Scientists propose spin filter method for polarized electron acceleration in plasma wakefields
High-energy polarized electron beams are widely used in high-energy physics (linear colliders), nuclear physics and material science. However, such polarized electron beams are usually generated on conventional accelerators that are typically very large and expensive.
Recently, a research team from Shanghai Institute of Optics and Fine Mechanics of the Chinese Academy of Sciences (CAS) proposed a spin filter method for wakefiled acceleration of highly polarized electron beams. The concept promises an all optical approach to provide polarized electron sources in a cost-efficient and compact way. The study was published in Physical Review Applied.

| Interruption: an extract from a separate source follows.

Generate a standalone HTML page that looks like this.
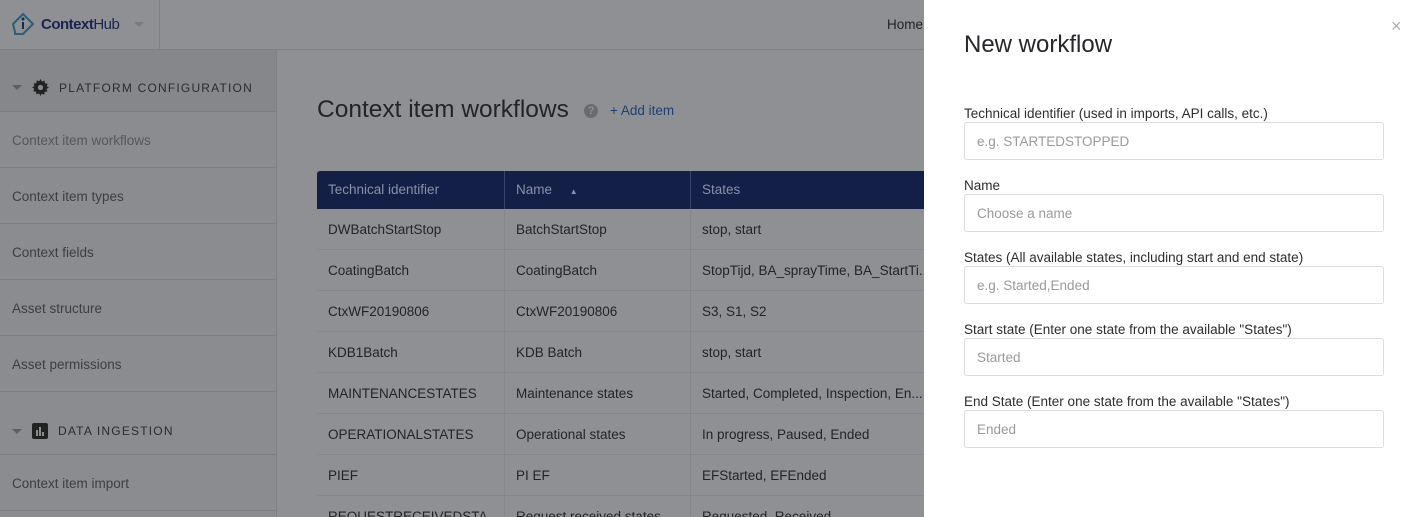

A high-intensity laser or particle beam propagating into a pre-polarized target will drive a bubble wakefield to accelerate the electrons. During this process, electron spins precess in the bubble field.
By means of three-dimensional particle-in-cell simulations including spin dynamics, scientists found that the spin precession showed a unique dependence on the azimuthal angle in phase space for transversally polarized target. In particular, in a certain region of the phase space, the spin precession was significantly suppressed.
Therefore, they proposed an X-shaped filter to filter out the electrons of low polarization and let pass the highly polarized section. This simple method efficiently purified the beam polarization from about 35% to >80%.
The spin filter method was further benchmarked by simulations and the robustness was discussed in detail.
This idea relaxes the parameter limitations for obtaining highly polarized electron beam via wakefield acceleration and motivates the development of laser-driven polarized electron sources for potential applications such as future electron-positron colliders.